Updated

Massachusetts prosecutors said Saturday they haven’t stopped trying to solve the 2000 murder of 16-year-old Molly Bish.

They are hoping to crack the Bish killing when “enhanced DNA testing” becomes available in September, Fox 25 Boston reported.

“The science is always getting better,” Worcester County District Attorney Joseph Early said Saturday ahead of the 16th anniversary of Bish’s disappearance.

The blonde-haired girl vanished June 27, 2000, a day after starting a lifeguard job at a pond in Warren. After the largest search for a missing person in the state’s history, her remains were discovered three years later in a remote wooded area in another town about 5 miles from her family’s home.

In 2009 a man named Rodney Stanger emerged as a person of interest after he was convicted of murdering his girlfriend in Florida. Stanger lived less than a mile from where Bish got her lifeguard certification that summer and may have been seen at the pond the day she disappeared, Fox 28 reported.

Detectives want a DNA lab to test 24 pieces of evidence collected during the investigation. The evidence has never been tested.

Early said Molly’s case still sparks tips to investigators on a weekly basis. He said they track down every tip.

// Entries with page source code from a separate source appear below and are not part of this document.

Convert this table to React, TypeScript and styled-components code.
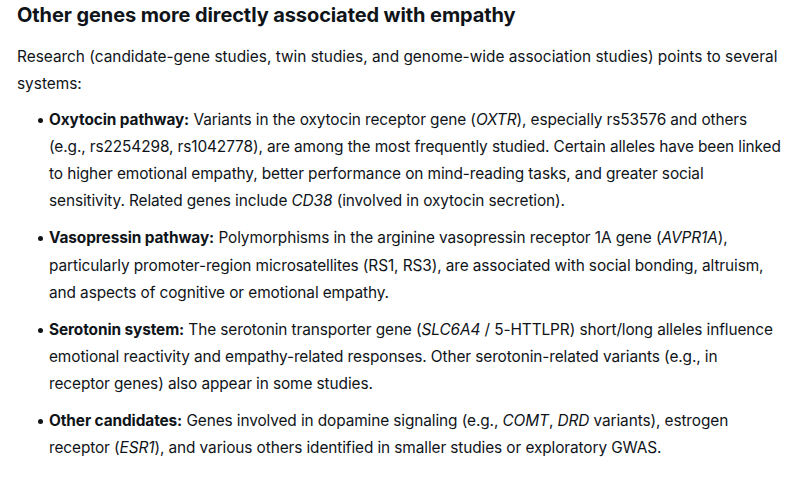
import React from 'react';
import styled, { createGlobalStyle } from 'styled-components';

const GlobalStyle = createGlobalStyle`
  body {
    margin: 0;
    background: #ffffff;
  }
`;

const Article = styled.article`
  padding: 1px 0 0 17px;
  color: #0f1419;
  font-family: Inter, "Noto Sans", "Liberation Sans", sans-serif;
  font-size: 15.4px;
  line-height: 27.3px;
`;

const Heading = styled.h3`
  margin: 0 0 14px 0;
  font-size: 20px;
  line-height: 28px;
  font-weight: 700;
  letter-spacing: -0.1px;
`;

const Paragraph = styled.p`
  margin: 0 0 8px 0;
  white-space: nowrap;
`;

const List = styled.ul`
  margin: 0;
  padding: 0 0 0 32px;
  list-style: none;
`;

const Item = styled.li`
  position: relative;
  margin-bottom: 9.5px;
  white-space: nowrap;
  letter-spacing: -0.1px;

  &::before {
    content: '';
    position: absolute;
    left: -11px;
    top: 12px;
    width: 5px;
    height: 5px;
    border-radius: 50%;
    background: #0f1419;
  }
`;

const Term = styled.strong`
  font-weight: 700;
`;

const Gene = styled.em`
  font-style: italic;
`;

interface Entry {
  term: string;
  body: React.ReactNode;
}

const entries: Entry[] = [
  {
    term: 'Oxytocin pathway:',
    body: (
      <>
        {' '}Variants in the oxytocin receptor gene (<Gene>OXTR</Gene>), especially rs53576 and others
        <br />
        (e.g., rs2254298, rs1042778), are among the most frequently studied. Certain alleles have been linked
        <br />
        to higher emotional empathy, better performance on mind-reading tasks, and greater social
        <br />
        sensitivity. Related genes include <Gene>CD38</Gene> (involved in oxytocin secretion).
      </>
    ),
  },
  {
    term: 'Vasopressin pathway:',
    body: (
      <>
        {' '}Polymorphisms in the arginine vasopressin receptor 1A gene (<Gene>AVPR1A</Gene>),
        <br />
        particularly promoter-region microsatellites (RS1, RS3), are associated with social bonding, altruism,
        <br />
        and aspects of cognitive or emotional empathy.
      </>
    ),
  },
  {
    term: 'Serotonin system:',
    body: (
      <>
        {' '}The serotonin transporter gene (<Gene>SLC6A4</Gene> / 5-HTTLPR) short/long alleles influence
        <br />
        emotional reactivity and empathy-related responses. Other serotonin-related variants (e.g., in
        <br />
        receptor genes) also appear in some studies.
      </>
    ),
  },
  {
    term: 'Other candidates:',
    body: (
      <>
        {' '}Genes involved in dopamine signaling (e.g., <Gene>COMT</Gene>, <Gene>DRD</Gene> variants), estrogen
        <br />
        receptor (<Gene>ESR1</Gene>), and various others identified in smaller studies or exploratory GWAS.
      </>
    ),
  },
];

export default function App() {
  return (
    <>
      <GlobalStyle />
      <Article>
        <Heading>Other genes more directly associated with empathy</Heading>
        <Paragraph>
          Research (candidate-gene studies, twin studies, and genome-wide association studies) points to several
          <br />
          systems:
        </Paragraph>
        <List>
          {entries.map((e) => (
            <Item key={e.term}>
              <Term>{e.term}</Term>
              {e.body}
            </Item>
          ))}
        </List>
      </Article>
    </>
  );
}
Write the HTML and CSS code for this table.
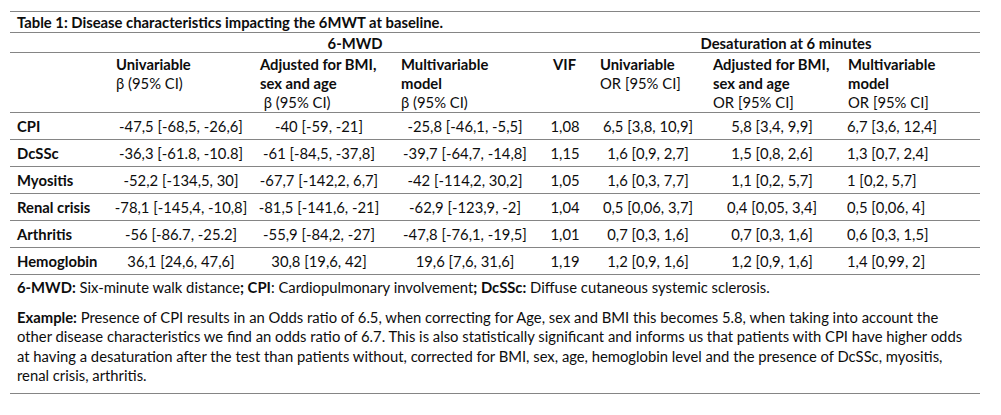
FILE: index.html
```html
<!DOCTYPE html>
<html lang="en">
<head>
<meta charset="utf-8">
<title>Table 1</title>
<link rel="stylesheet" href="styles.css">
</head>
<body>
<div class="sheet">
  <div class="title">Table 1: Disease characteristics impacting the 6MWT at baseline.</div>

  <div class="row grp">
    <div class="c0"></div>
    <div class="span-a">6-MWD</div>
    <div class="span-b">Desaturation at 6 minutes</div>
  </div>

  <div class="row head">
    <div class="c0"></div>
    <div class="h h1"><b>Univariable</b><br>β (95% CI)</div>
    <div class="h h2"><b>Adjusted for BMI,<br>sex and age</b><br>&nbsp;β (95% CI)</div>
    <div class="h h3"><b>Multivariable<br>model</b><br>β (95% CI)</div>
    <div class="h h4"><b>VIF</b></div>
    <div class="h h5"><b>Univariable</b><br>OR [95% CI]</div>
    <div class="h h6"><b>Adjusted for BMI,<br>sex and age</b><br>OR [95% CI]</div>
    <div class="h h7"><b>Multivariable<br>model</b><br>OR [95% CI]</div>
  </div>

  <div class="row data">
    <div class="lbl">CPI</div>
    <div class="d">-47,5 [-68,5, -26,6]</div>
    <div class="d">-40 [-59, -21]</div>
    <div class="d">-25,8 [-46,1, -5,5]</div>
    <div class="d">1,08</div>
    <div class="d">6,5 [3,8, 10,9]</div>
    <div class="d">5,8 [3,4, 9,9]</div>
    <div class="d last">6,7 [3,6, 12,4]</div>
  </div>
  <div class="row data">
    <div class="lbl">DcSSc</div>
    <div class="d">-36,3 [-61.8, -10.8]</div>
    <div class="d">-61 [-84,5, -37,8]</div>
    <div class="d">-39,7 [-64,7, -14,8]</div>
    <div class="d">1,15</div>
    <div class="d">1,6 [0,9, 2,7]</div>
    <div class="d">1,5 [0,8, 2,6]</div>
    <div class="d last">1,3 [0,7, 2,4]</div>
  </div>
  <div class="row data">
    <div class="lbl">Myositis</div>
    <div class="d">-52,2 [-134,5, 30]</div>
    <div class="d">-67,7 [-142,2, 6,7]</div>
    <div class="d">-42 [-114,2, 30,2]</div>
    <div class="d">1,05</div>
    <div class="d">1,6 [0,3, 7,7]</div>
    <div class="d">1,1 [0,2, 5,7]</div>
    <div class="d last">1 [0,2, 5,7]</div>
  </div>
  <div class="row data">
    <div class="lbl">Renal crisis</div>
    <div class="d">-78,1 [-145,4, -10,8]</div>
    <div class="d">-81,5 [-141,6, -21]</div>
    <div class="d">-62,9 [-123,9, -2]</div>
    <div class="d">1,04</div>
    <div class="d">0,5 [0,06, 3,7]</div>
    <div class="d">0,4 [0,05, 3,4]</div>
    <div class="d last">0,5 [0,06, 4]</div>
  </div>
  <div class="row data">
    <div class="lbl">Arthritis</div>
    <div class="d">-56 [-86.7, -25.2]</div>
    <div class="d">-55,9 [-84,2, -27]</div>
    <div class="d">-47,8 [-76,1, -19,5]</div>
    <div class="d">1,01</div>
    <div class="d">0,7 [0,3, 1,6]</div>
    <div class="d">0,7 [0,3, 1,6]</div>
    <div class="d last">0,6 [0,3, 1,5]</div>
  </div>
  <div class="row data">
    <div class="lbl">Hemoglobin</div>
    <div class="d">36,1 [24,6, 47,6]</div>
    <div class="d">30,8 [19,6, 42]</div>
    <div class="d">19,6 [7,6, 31,6]</div>
    <div class="d">1,19</div>
    <div class="d">1,2 [0,9, 1,6]</div>
    <div class="d">1,2 [0,9, 1,6]</div>
    <div class="d last">1,4 [0,99, 2]</div>
  </div>

  <div class="notes">
    <p class="abbr"><b>6-MWD:</b> Six-minute walk distance<b>; CPI</b>: Cardiopulmonary involvement<b>; DcSSc:</b> Diffuse cutaneous systemic sclerosis.</p>
    <p class="example"><b>Example:</b> Presence of CPI results in an Odds ratio of 6.5, when correcting for Age, sex and BMI this becomes 5.8, when taking into account the<br>other disease characteristics we find an odds ratio of 6.7. This is also statistically significant and informs us that patients with CPI have higher odds<br>at having a desaturation after the test than patients without, corrected for BMI, sex, age, hemoglobin level and the presence of DcSSc, myositis,<br>renal crisis, arthritis.</p>
  </div>
</div>
</body>
</html>
```

FILE: styles.css
```css
html, body {
  margin: 0;
  padding: 0;
  background: #ffffff;
}

body {
  font-family: "Lato", "Liberation Sans", sans-serif;
  font-size: 14.8px;
  color: #0d0d0d;
}

.sheet {
  margin: 11px 0 0 10px;
  width: 970px;
}

b {
  font-weight: 700;
}

.title {
  border-top: 1px solid #858585;
  border-bottom: 1px solid #858585;
  height: 20px;
  line-height: 21px;
  padding-left: 7px;
  font-weight: 700;
  white-space: nowrap;
}

.row {
  display: grid;
  grid-template-columns: 100px 142px 134px 158px 42px 124px 124px 146px;
  border-bottom: 1px solid #858585;
  white-space: nowrap;
}

.grp {
  height: 19px;
  line-height: 20px;
  font-weight: 700;
}

.span-a {
  grid-column: 2 / 6;
  text-align: center;
  padding-left: 14px;
}

.span-b {
  grid-column: 6 / 9;
  text-align: center;
  padding-left: 6px;
}

.head {
  height: 59px;
  line-height: 19px;
}

.h {
  padding-top: 2px;
}

.h1 { padding-left: 6px; }
.h2 { padding-left: 8px; }
.h3 { padding-left: 15px; }
.h4 { padding-left: 9px; }
.h5 { padding-left: 14px; }
.h6 { padding-left: 3px; }
.h7 { padding-left: 14px; }

.data {
  height: 26px;
  align-items: center;
}

.lbl {
  padding-left: 7px;
  font-weight: 700;
}

.d {
  text-align: center;
}

.d.last {
  text-align: left;
  padding-left: 13px;
}

.notes {
  border-bottom: 1px solid #858585;
  padding: 3px 0 7px 7px;
  line-height: 19.6px;
  white-space: nowrap;
}

.notes p {
  margin: 0;
}

.notes .abbr {
  margin-bottom: 10px;
}
```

Molly’s sister spoke to The Boston Herald about the latest development in the investigation.

Heather Bish told the paper she had not been told which items will be tested, but said some came from the pond where Molly was last seen.

“It’s things that wouldn’t work with the technology even three years ago,” she said.

The sister said she was hopeful the DNA testing could lead to a break in the case.

“You don’t always get these second chances to try to solve these cases,” she said.